◆ What you need to do
From the entries that follow, gather each line holding the word "this".

# START OF Dataset records

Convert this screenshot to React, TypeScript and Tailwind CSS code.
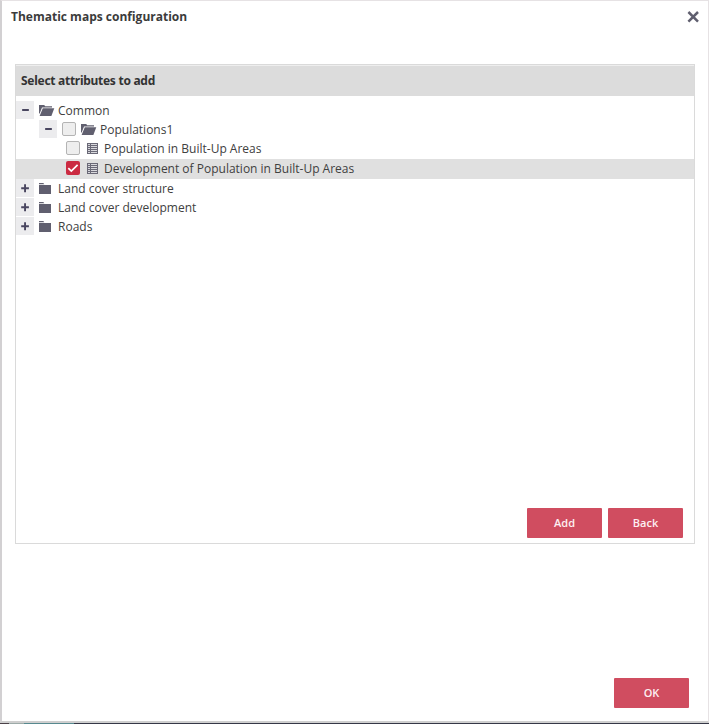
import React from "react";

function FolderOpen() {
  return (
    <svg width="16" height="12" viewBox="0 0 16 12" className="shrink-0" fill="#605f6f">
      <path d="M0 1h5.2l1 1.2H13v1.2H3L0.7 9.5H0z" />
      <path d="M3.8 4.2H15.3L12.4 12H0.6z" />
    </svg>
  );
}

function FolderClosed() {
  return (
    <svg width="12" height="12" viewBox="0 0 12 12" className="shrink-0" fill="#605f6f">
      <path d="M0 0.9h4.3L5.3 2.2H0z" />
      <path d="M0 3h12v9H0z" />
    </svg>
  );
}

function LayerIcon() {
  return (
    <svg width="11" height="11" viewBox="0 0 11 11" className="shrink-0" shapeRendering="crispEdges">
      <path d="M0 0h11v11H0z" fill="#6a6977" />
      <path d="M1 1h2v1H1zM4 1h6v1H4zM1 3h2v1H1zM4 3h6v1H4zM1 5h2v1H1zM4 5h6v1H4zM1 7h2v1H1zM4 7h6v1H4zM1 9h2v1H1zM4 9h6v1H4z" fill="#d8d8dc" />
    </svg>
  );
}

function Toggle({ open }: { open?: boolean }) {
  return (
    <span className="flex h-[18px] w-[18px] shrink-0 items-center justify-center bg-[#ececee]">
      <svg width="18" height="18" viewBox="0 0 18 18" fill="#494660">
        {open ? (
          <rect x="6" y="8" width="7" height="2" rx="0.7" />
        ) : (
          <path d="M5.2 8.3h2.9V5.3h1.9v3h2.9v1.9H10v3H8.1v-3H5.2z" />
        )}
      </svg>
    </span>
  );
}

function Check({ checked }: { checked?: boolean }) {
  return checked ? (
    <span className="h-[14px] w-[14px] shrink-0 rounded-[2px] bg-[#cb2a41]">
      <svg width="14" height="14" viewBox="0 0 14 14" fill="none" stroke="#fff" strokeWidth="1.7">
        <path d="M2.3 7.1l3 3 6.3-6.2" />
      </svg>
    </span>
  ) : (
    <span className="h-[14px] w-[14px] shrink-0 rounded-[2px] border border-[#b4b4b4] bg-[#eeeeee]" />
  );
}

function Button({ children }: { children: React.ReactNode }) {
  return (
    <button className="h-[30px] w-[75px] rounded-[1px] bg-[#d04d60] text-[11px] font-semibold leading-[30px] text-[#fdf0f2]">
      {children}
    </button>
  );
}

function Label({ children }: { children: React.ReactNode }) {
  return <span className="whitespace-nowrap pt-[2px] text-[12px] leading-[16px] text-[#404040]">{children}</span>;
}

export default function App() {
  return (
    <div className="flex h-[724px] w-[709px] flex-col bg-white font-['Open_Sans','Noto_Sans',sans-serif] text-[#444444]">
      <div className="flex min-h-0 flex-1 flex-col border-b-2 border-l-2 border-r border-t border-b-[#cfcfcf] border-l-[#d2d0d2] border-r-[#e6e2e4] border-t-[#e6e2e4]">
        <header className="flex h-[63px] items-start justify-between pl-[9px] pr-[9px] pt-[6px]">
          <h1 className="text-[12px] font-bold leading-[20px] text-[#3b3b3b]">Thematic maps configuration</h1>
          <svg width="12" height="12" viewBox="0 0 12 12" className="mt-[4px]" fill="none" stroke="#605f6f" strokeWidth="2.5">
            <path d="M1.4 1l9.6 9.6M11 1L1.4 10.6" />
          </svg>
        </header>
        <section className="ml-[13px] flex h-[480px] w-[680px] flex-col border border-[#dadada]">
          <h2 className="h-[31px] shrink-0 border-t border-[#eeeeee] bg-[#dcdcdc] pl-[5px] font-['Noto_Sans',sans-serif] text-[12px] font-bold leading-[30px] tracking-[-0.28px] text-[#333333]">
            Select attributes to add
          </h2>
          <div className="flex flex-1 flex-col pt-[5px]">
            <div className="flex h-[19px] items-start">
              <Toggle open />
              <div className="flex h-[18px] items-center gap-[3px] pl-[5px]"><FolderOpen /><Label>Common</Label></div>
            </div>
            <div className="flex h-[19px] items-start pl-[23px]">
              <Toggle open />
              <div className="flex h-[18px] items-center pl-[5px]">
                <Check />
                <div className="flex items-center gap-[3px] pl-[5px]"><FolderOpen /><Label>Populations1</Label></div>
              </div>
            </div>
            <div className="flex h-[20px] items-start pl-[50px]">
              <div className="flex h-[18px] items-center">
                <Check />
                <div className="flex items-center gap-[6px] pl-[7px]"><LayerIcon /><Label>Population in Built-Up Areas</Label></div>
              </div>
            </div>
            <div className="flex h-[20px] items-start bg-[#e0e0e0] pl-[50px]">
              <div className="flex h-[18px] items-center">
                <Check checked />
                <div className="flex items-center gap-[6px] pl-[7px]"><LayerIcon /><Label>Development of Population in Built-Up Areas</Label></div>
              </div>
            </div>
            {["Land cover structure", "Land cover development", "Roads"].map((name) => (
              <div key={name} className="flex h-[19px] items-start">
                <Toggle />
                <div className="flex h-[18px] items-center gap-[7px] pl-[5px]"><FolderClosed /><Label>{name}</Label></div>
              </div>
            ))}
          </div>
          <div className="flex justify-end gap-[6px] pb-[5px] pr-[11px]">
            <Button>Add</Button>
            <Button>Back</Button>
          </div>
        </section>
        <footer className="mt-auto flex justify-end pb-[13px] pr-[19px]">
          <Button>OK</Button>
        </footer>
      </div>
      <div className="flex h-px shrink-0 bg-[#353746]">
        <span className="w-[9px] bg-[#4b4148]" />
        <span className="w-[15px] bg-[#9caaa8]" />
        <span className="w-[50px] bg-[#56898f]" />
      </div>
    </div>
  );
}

# END OF Dataset records
# START OF Dataset records

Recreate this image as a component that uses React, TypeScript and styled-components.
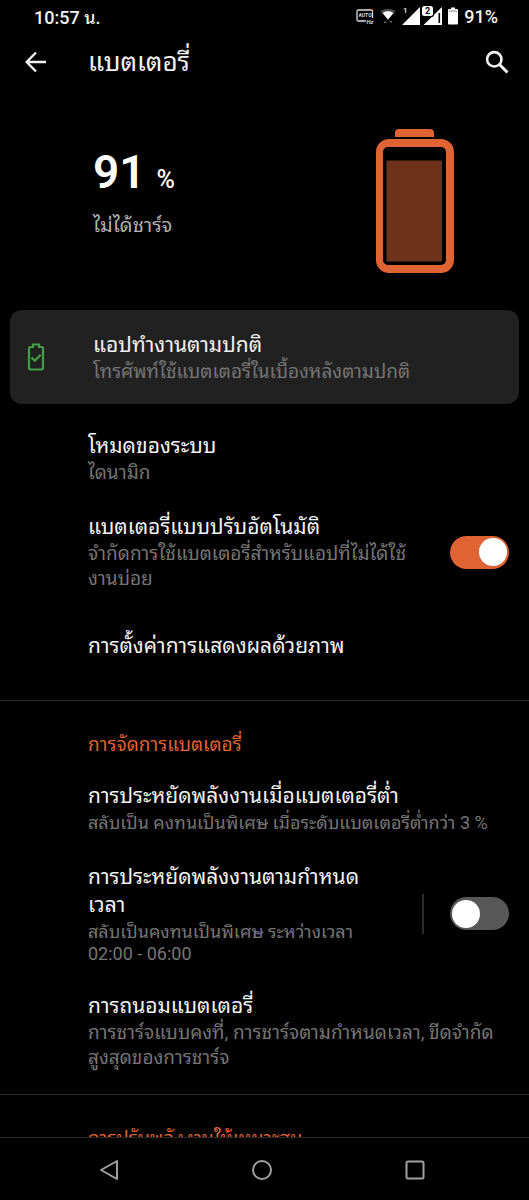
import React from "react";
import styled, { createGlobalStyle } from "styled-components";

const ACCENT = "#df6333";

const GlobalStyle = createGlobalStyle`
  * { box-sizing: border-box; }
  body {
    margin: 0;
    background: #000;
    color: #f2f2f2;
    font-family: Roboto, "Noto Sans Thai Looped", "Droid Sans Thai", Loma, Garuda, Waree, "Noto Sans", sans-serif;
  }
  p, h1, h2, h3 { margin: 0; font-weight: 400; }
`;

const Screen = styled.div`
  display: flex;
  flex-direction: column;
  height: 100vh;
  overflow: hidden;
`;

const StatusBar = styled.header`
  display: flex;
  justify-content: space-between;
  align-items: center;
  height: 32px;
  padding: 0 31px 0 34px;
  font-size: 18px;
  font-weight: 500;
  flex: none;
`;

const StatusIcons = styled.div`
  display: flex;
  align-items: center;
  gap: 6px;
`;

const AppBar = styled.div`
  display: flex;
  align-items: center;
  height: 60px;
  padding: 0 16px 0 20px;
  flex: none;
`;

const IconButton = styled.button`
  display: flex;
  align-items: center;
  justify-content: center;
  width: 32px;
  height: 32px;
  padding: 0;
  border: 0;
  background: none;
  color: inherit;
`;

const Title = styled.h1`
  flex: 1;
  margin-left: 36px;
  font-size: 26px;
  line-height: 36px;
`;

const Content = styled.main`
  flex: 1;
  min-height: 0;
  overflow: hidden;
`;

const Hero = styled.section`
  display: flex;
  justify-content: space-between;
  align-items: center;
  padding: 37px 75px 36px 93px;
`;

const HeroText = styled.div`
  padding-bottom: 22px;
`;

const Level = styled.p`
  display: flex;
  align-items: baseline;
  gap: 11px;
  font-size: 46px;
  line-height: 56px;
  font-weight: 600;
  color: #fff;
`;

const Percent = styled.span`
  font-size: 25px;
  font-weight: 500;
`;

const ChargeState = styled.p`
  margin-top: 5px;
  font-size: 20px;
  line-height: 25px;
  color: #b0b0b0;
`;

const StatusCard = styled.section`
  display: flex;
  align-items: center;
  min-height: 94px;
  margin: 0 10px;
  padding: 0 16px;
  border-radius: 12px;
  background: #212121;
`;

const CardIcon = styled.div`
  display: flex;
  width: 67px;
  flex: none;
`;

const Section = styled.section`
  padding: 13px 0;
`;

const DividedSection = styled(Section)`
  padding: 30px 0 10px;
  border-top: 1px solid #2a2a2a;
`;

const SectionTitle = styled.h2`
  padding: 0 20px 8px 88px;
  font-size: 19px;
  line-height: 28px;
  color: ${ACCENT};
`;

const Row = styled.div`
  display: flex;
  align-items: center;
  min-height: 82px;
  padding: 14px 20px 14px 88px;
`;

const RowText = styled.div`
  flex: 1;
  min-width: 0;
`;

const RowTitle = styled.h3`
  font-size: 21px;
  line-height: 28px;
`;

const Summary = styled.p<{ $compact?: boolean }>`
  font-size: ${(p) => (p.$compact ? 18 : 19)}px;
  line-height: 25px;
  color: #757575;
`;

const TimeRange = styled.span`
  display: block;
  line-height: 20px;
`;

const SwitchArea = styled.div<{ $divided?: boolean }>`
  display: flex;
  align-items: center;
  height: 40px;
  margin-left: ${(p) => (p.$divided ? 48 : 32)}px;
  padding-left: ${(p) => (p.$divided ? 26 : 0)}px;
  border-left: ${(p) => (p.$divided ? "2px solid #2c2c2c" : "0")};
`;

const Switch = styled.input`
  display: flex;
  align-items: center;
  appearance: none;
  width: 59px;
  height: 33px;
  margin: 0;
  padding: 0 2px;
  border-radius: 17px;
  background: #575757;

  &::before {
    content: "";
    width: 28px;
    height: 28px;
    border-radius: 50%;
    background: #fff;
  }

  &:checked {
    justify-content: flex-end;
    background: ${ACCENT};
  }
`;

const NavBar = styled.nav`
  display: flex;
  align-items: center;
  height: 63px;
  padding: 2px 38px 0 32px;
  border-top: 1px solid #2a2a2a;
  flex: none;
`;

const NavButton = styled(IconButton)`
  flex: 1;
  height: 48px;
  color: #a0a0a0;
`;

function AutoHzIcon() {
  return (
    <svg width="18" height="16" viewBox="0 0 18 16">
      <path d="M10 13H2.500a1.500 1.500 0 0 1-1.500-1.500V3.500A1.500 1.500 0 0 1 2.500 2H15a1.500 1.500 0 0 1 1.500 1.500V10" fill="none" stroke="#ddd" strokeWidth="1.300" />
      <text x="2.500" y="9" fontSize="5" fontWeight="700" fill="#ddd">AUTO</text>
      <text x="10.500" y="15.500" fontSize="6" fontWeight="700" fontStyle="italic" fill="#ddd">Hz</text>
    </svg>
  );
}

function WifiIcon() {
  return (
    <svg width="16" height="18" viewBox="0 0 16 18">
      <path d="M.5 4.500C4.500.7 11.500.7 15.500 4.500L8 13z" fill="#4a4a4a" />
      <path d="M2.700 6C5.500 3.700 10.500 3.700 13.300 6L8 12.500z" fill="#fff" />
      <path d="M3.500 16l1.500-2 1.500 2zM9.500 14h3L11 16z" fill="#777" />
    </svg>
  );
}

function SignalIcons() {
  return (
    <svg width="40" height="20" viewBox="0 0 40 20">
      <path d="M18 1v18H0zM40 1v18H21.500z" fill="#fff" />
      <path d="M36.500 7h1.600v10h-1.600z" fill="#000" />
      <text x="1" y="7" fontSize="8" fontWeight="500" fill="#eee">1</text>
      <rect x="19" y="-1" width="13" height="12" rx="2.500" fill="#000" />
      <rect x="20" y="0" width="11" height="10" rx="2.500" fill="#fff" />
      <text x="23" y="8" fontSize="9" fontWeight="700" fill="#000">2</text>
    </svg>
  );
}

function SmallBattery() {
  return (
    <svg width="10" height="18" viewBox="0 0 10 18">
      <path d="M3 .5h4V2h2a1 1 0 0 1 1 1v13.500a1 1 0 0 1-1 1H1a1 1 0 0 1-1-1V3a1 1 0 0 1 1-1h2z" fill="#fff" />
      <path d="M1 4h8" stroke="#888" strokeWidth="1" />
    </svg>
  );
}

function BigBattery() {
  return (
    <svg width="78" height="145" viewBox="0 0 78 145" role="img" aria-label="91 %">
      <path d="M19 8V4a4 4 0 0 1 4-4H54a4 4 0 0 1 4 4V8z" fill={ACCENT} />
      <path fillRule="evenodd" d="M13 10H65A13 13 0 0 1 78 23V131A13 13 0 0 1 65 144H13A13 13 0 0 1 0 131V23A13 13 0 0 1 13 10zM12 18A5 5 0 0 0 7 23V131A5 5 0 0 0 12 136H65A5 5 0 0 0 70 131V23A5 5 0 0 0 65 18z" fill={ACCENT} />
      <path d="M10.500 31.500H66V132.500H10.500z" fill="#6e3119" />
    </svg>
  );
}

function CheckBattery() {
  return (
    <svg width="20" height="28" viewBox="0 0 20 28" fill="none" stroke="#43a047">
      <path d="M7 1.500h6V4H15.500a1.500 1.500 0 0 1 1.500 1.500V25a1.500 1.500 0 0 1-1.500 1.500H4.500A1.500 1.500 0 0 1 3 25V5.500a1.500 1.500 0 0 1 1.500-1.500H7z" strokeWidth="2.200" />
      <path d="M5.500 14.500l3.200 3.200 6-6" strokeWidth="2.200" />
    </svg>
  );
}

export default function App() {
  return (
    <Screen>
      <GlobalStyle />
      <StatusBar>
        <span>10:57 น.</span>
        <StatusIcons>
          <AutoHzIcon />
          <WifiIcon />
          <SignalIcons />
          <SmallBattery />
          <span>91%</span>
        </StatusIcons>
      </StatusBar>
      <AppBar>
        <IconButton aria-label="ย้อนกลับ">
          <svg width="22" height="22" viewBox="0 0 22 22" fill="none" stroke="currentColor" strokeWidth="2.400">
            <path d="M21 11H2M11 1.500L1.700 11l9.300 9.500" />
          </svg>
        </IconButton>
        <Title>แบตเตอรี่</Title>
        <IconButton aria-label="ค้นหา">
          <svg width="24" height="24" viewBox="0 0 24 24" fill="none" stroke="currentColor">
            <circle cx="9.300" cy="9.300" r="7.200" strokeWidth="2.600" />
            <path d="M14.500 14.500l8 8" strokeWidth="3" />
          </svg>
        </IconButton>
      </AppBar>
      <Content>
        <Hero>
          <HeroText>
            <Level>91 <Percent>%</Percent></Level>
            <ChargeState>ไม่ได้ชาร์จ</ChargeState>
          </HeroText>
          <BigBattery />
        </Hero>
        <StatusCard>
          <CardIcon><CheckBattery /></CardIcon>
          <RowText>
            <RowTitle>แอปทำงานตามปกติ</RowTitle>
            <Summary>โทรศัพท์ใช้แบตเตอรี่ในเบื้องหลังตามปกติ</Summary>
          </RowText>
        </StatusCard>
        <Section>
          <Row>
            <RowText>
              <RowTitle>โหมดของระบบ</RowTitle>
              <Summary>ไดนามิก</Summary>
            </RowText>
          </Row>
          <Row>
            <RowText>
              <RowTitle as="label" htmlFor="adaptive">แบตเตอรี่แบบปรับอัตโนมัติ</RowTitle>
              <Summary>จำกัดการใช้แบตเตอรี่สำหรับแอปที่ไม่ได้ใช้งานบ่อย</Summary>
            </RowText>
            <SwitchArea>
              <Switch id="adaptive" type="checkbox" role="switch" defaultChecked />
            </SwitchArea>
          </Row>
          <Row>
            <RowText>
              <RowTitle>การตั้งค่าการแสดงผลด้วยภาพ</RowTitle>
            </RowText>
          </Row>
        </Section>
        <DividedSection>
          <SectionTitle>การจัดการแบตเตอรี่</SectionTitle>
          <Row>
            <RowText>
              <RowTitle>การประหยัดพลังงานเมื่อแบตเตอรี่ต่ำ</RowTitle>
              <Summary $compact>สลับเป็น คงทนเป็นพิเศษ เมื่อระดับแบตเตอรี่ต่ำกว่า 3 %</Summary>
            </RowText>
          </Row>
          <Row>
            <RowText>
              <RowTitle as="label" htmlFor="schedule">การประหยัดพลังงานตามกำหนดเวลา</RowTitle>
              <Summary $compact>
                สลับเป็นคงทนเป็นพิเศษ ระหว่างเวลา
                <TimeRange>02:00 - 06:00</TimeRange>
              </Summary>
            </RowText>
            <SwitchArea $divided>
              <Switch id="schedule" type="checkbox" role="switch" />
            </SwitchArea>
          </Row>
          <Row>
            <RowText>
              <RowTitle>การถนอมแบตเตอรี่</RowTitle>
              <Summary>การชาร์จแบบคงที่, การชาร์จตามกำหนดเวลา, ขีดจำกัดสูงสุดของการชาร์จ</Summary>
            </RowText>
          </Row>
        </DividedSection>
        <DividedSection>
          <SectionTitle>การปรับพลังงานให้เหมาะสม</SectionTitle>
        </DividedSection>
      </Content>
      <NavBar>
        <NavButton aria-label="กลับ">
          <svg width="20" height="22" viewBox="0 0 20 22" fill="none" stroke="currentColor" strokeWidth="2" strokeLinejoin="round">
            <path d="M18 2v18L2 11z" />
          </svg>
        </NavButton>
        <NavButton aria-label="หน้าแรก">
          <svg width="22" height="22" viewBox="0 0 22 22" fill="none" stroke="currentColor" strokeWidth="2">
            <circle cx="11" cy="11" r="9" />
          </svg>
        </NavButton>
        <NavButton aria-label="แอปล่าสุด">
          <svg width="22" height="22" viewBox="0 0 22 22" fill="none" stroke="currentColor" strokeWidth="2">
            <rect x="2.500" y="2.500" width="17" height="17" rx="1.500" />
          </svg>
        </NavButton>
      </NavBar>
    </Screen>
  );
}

# END OF Dataset records

◆ Answer to the task
Convert this screenshot to React, TypeScript and Tailwind CSS code.
Recreate this image as a component that uses React, TypeScript and styled-components.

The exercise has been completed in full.